In Deutschland ist die Berufsgenossenschaft Verkehrswirtschaft Post-Logistik Telekommunikation (BG Verkehr) für die Frage von Entschädigung im Falle eines anzuerkennenden Arbeitsunfalls wegen Seafarer Fatigue zuständig.[28]
Nationale Rechtsgrundlage in Deutschland ist für Seeleute die Unfallverhütungsvorschrift Seeschifffahrt.[29] Die Richtlinie zur Linderung von Seafarer Fatigue und Fatigue-Management[17] beschreibt den Weg zur Ermittlung von Ursachen von Ermüdung und Übermüdung. In der Unfallverhütungsvorschrift Seeschifffahrt wird eine nicht abschließende Aufzählung von Kriterien zur Verfügung gestellt, die auch die Ermüdung und Übermüdung von Seeleuten objektiv überprüfbar machen sollen. Zwei Instrumente zur strukturierten Sicherheitsplanung stellt die IMO mit dem 'Formal Safety Assessment' (FSA) in Kombination mit dem 'Human Element Analysing Process' (HEAP) zur Verfügung.[10]

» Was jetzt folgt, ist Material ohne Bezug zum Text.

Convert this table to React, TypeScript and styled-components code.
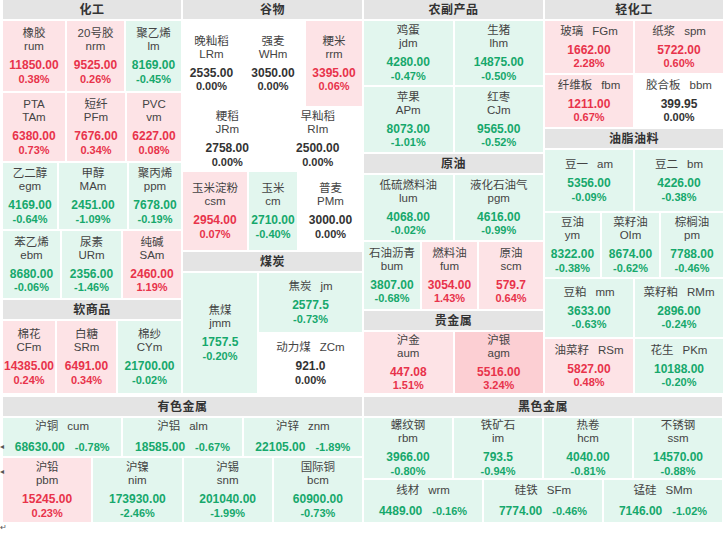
import React from 'react';
import styled, { createGlobalStyle } from 'styled-components';

type Tone = 'up' | 'down' | 'flat' | 'hot';
type Layout = 'stack' | 'inline' | 'flat';

interface Quote {
  name: string;
  code: string;
  price: string;
  pct: string;
  hot?: boolean;
}

interface RowDef {
  h: number;
  cols: string;
  layout: Layout;
  cells: Quote[];
}

const q = (name: string, code: string, price: string, pct: string, hot?: boolean): Quote => ({ name, code, price, pct, hot });

const toneOf = (x: Quote): Tone => {
  if (x.hot) return 'hot';
  if (x.pct.startsWith('-')) return 'down';
  if (x.pct === '0.00%') return 'flat';
  return 'up';
};

const BG: Record<Tone, string> = {
  up: '#fde3e6',
  down: '#e2f6ee',
  flat: '#ffffff',
  hot: '#fccfd3',
};

const FG: Record<Tone, string> = {
  up: '#e8334b',
  down: '#16a86c',
  flat: '#333333',
  hot: '#e8334b',
};

const Global = createGlobalStyle`
  html, body { margin: 0; padding: 0; background: #ffffff; }
  body { font-family: "Liberation Sans", "Noto Sans CJK SC", sans-serif; }
`;

const Page = styled.div`
  position: relative;
  width: 725px;
  height: 533px;
  padding-left: 3px;
  box-sizing: border-box;
`;

const Top = styled.div`
  display: grid;
  grid-template-columns: 178px 179px 179px 178px;
  column-gap: 2px;
`;

const Column = styled.div`
  display: flex;
  flex-direction: column;
  gap: 2px;
`;

const Bottom = styled.div`
  display: grid;
  grid-template-columns: 359px 358px;
  column-gap: 2px;
  margin-top: 4px;
`;

const SectionBox = styled.section`
  display: flex;
  flex-direction: column;
  gap: 2px;
`;

const Header = styled.div<{ $h: number }>`
  height: ${p => p.$h}px;
  background: #e4e4e4;
  display: flex;
  align-items: center;
  justify-content: center;
  font-size: 12px;
  line-height: 14px;
  font-weight: 700;
  color: #333;
  letter-spacing: 0.5px;
`;

const Row = styled.div<{ $h: number; $cols: string }>`
  display: grid;
  grid-template-columns: ${p => p.$cols};
  column-gap: 2px;
  height: ${p => p.$h}px;
`;

const Cell = styled.div<{ $tone: Tone; $layout: Layout }>`
  background: ${p => BG[p.$tone]};
  display: flex;
  flex-direction: column;
  align-items: center;
  justify-content: center;
  gap: ${p => (p.$layout === 'flat' ? 8 : 6)}px;
  min-width: 0;
  white-space: nowrap;
`;

const Labels = styled.div<{ $inline: boolean }>`
  display: flex;
  flex-direction: ${p => (p.$inline ? 'row' : 'column')};
  align-items: center;
  column-gap: 9px;
  font-size: 11.5px;
  line-height: 13px;
  color: #444;
`;

const Numbers = styled.div<{ $inline: boolean; $tone: Tone }>`
  display: flex;
  flex-direction: ${p => (p.$inline ? 'row' : 'column')};
  align-items: center;
  column-gap: 10px;
  font-size: 12px;
  line-height: 13.5px;
  font-weight: 700;
  color: ${p => FG[p.$tone]};
`;

const Pct = styled.span`
  font-size: 11px;
  line-height: 12.5px;
`;

const Split = styled.div<{ $h: number; $cols: string }>`
  display: grid;
  grid-template-columns: ${p => p.$cols};
  column-gap: 2px;
  height: ${p => p.$h}px;
`;

const Stack = styled.div<{ $rows: string }>`
  display: grid;
  grid-template-rows: ${p => p.$rows};
  row-gap: 2px;
`;

const Mark = styled.span<{ $top: number }>`
  position: absolute;
  left: 0;
  top: ${p => p.$top}px;
  font-size: 8px;
  line-height: 9px;
  color: #555;
`;

const QuoteCell: React.FC<{ x: Quote; layout: Layout }> = ({ x, layout }) => {
  const tone = toneOf(x);
  return (
    <Cell $tone={tone} $layout={layout}>
      <Labels $inline={layout !== 'stack'}>
        <span>{x.name}</span>
        <span>{x.code}</span>
      </Labels>
      <Numbers $inline={layout === 'flat'} $tone={tone}>
        <span>{x.price}</span>
        <Pct>{x.pct}</Pct>
      </Numbers>
    </Cell>
  );
};

const Section: React.FC<{ title: string; hh?: number; rows: RowDef[] }> = ({ title, hh = 19, rows }) => (
  <SectionBox>
    <Header $h={hh}>{title}</Header>
    {rows.map((r, i) => (
      <Row key={i} $h={r.h} $cols={r.cols}>
        {r.cells.map(c => (
          <QuoteCell key={c.code} x={c} layout={r.layout} />
        ))}
      </Row>
    ))}
  </SectionBox>
);

const chem: RowDef[] = [
  { h: 70, cols: '62px 57px 1fr', layout: 'stack', cells: [q('橡胶', 'rum', '11850.00', '0.38%'), q('20号胶', 'nrm', '9525.00', '0.26%'), q('聚乙烯', 'lm', '8169.00', '-0.45%')] },
  { h: 68, cols: '62px 58px 1fr', layout: 'stack', cells: [q('PTA', 'TAm', '6380.00', '0.73%'), q('短纤', 'PFm', '7676.00', '0.34%'), q('PVC', 'vm', '6227.00', '0.08%')] },
  { h: 66, cols: '54px 68px 1fr', layout: 'stack', cells: [q('乙二醇', 'egm', '4169.00', '-0.64%'), q('甲醇', 'MAm', '2451.00', '-1.09%'), q('聚丙烯', 'ppm', '7678.00', '-0.19%')] },
  { h: 67, cols: '57px 59px 1fr', layout: 'stack', cells: [q('苯乙烯', 'ebm', '8680.00', '-0.06%'), q('尿素', 'URm', '2356.00', '-1.46%'), q('纯碱', 'SAm', '2460.00', '1.19%')] },
];

const soft: RowDef[] = [
  { h: 72, cols: '52px 59px 1fr', layout: 'stack', cells: [q('棉花', 'CFm', '14385.00', '0.24%'), q('白糖', 'SRm', '6491.00', '0.34%'), q('棉纱', 'CYm', '21700.00', '-0.02%')] },
];

const grain: RowDef[] = [
  { h: 85, cols: '57px 62px 1fr', layout: 'stack', cells: [q('晚籼稻', 'LRm', '2535.00', '0.00%'), q('强麦', 'WHm', '3050.00', '0.00%'), q('粳米', 'rrm', '3395.00', '0.06%')] },
  { h: 62, cols: '1fr 1fr', layout: 'stack', cells: [q('粳稻', 'JRm', '2758.00', '0.00%'), q('早籼稻', 'RIm', '2500.00', '0.00%')] },
  { h: 78, cols: '64px 48px 1fr', layout: 'stack', cells: [q('玉米淀粉', 'csm', '2954.00', '0.07%'), q('玉米', 'cm', '2710.00', '-0.40%'), q('普麦', 'PMm', '3000.00', '0.00%')] },
];

const agri: RowDef[] = [
  { h: 64, cols: '1fr 1fr', layout: 'stack', cells: [q('鸡蛋', 'jdm', '4280.00', '-0.47%'), q('生猪', 'lhm', '14875.00', '-0.50%')] },
  { h: 65, cols: '1fr 1fr', layout: 'stack', cells: [q('苹果', 'APm', '8073.00', '-1.01%'), q('红枣', 'CJm', '9565.00', '-0.52%')] },
];

const crude: RowDef[] = [
  { h: 65, cols: '1fr 1fr', layout: 'stack', cells: [q('低硫燃料油', 'lum', '4068.00', '-0.02%'), q('液化石油气', 'pgm', '4616.00', '-0.99%')] },
  { h: 67, cols: '56px 55px 1fr', layout: 'stack', cells: [q('石油沥青', 'bum', '3807.00', '-0.68%'), q('燃料油', 'fum', '3054.00', '1.43%'), q('原油', 'scm', '579.7', '0.64%')] },
];

const precious: RowDef[] = [
  { h: 61, cols: '1fr 1fr', layout: 'stack', cells: [q('沪金', 'aum', '447.08', '1.51%'), q('沪银', 'agm', '5516.00', '3.24%', true)] },
];

const light: RowDef[] = [
  { h: 52, cols: '1fr 1fr', layout: 'inline', cells: [q('玻璃', 'FGm', '1662.00', '2.28%'), q('纸浆', 'spm', '5722.00', '0.60%')] },
  { h: 52, cols: '1fr 1fr', layout: 'inline', cells: [q('纤维板', 'fbm', '1211.00', '0.67%'), q('胶合板', 'bbm', '399.95', '0.00%')] },
];

const oils: RowDef[] = [
  { h: 61, cols: '1fr 1fr', layout: 'inline', cells: [q('豆一', 'am', '5356.00', '-0.09%'), q('豆二', 'bm', '4226.00', '-0.38%')] },
  { h: 64, cols: '55px 57px 1fr', layout: 'stack', cells: [q('豆油', 'ym', '8322.00', '-0.38%'), q('菜籽油', 'OIm', '8674.00', '-0.62%'), q('棕榈油', 'pm', '7788.00', '-0.46%')] },
  { h: 58, cols: '1fr 1fr', layout: 'inline', cells: [q('豆粕', 'mm', '3633.00', '-0.63%'), q('菜籽粕', 'RMm', '2896.00', '-0.24%')] },
  { h: 54, cols: '1fr 1fr', layout: 'inline', cells: [q('油菜籽', 'RSm', '5827.00', '0.48%'), q('花生', 'PKm', '10188.00', '-0.20%')] },
];

const nonferrous: RowDef[] = [
  { h: 38, cols: '1fr 1fr 1fr', layout: 'flat', cells: [q('沪铜', 'cum', '68630.00', '-0.78%'), q('沪铝', 'alm', '18585.00', '-0.67%'), q('沪锌', 'znm', '22105.00', '-1.89%')] },
  { h: 64, cols: '1fr 1fr 1fr 1fr', layout: 'stack', cells: [q('沪铅', 'pbm', '15245.00', '0.23%'), q('沪镍', 'nim', '173930.00', '-2.46%'), q('沪锡', 'snm', '201040.00', '-1.99%'), q('国际铜', 'bcm', '60900.00', '-0.73%')] },
];

const ferrous: RowDef[] = [
  { h: 60, cols: '1fr 1fr 1fr 1fr', layout: 'stack', cells: [q('螺纹钢', 'rbm', '3966.00', '-0.80%'), q('铁矿石', 'im', '793.5', '-0.94%'), q('热卷', 'hcm', '4040.00', '-0.81%'), q('不锈钢', 'ssm', '14570.00', '-0.88%')] },
  { h: 42, cols: '1fr 1fr 1fr', layout: 'flat', cells: [q('线材', 'wrm', '4489.00', '-0.16%'), q('硅铁', 'SFm', '7774.00', '-0.46%'), q('锰硅', 'SMm', '7146.00', '-1.02%')] },
];

export default function App() {
  return (
    <>
      <Global />
      <Page>
        <Top>
          <Column>
            <Section title="化工" rows={chem} />
            <Section title="软商品" rows={soft} />
          </Column>
          <Column>
            <Section title="谷物" rows={grain} />
            <SectionBox>
              <Header $h={19}>煤炭</Header>
              <Split $h={120} $cols="74px 1fr">
                <QuoteCell x={q('焦煤', 'jmm', '1757.5', '-0.20%')} layout="stack" />
                <Stack $rows="59px 1fr">
                  <QuoteCell x={q('焦炭', 'jm', '2577.5', '-0.73%')} layout="inline" />
                  <QuoteCell x={q('动力煤', 'ZCm', '921.0', '0.00%')} layout="inline" />
                </Stack>
              </Split>
            </SectionBox>
          </Column>
          <Column>
            <Section title="农副产品" rows={agri} />
            <Section title="原油" rows={crude} />
            <Section title="贵金属" rows={precious} />
          </Column>
          <Column>
            <Section title="轻化工" rows={light} />
            <Section title="油脂油料" rows={oils} />
          </Column>
        </Top>
        <Bottom>
          <Section title="有色金属" rows={nonferrous} />
          <Section title="黑色金属" rows={ferrous} />
        </Bottom>
        <Mark $top={442}>◂</Mark>
        <Mark $top={467}>◂</Mark>
        <Mark $top={523}>↵</Mark>
      </Page>
    </>
  );
}
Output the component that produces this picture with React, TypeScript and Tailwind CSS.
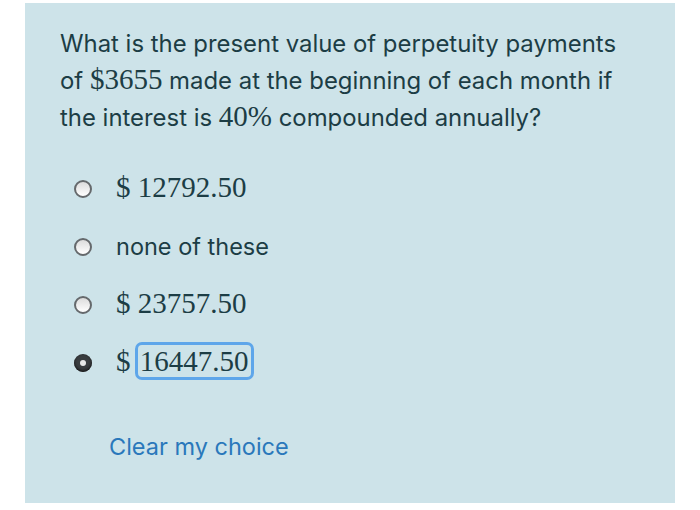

Die international geltende „Maritime Labour Convention 2006“ (kurz: „MLC 2006“) ist in Deutschland als Seearbeitsübereinkommen bekannt und beinhaltet mit „Regulation 2.3 Hours of work and rest“ eine arbeitsrechtlich wichtige Grundlage für wirksame Ruhezeiten an Bord von Schiffen zur Linderung bzw. Vermeidung von „Seafarer Fatigue“ im organisatorischen Rahmen von Regelungen zu Arbeitszeit („work“) und bzgl. Zeit zur Erholung („rest“) als eine wesentliche Ergänzung der deutschen „Unfallverhütungsvorschrift Seeschifffahrt“.[30]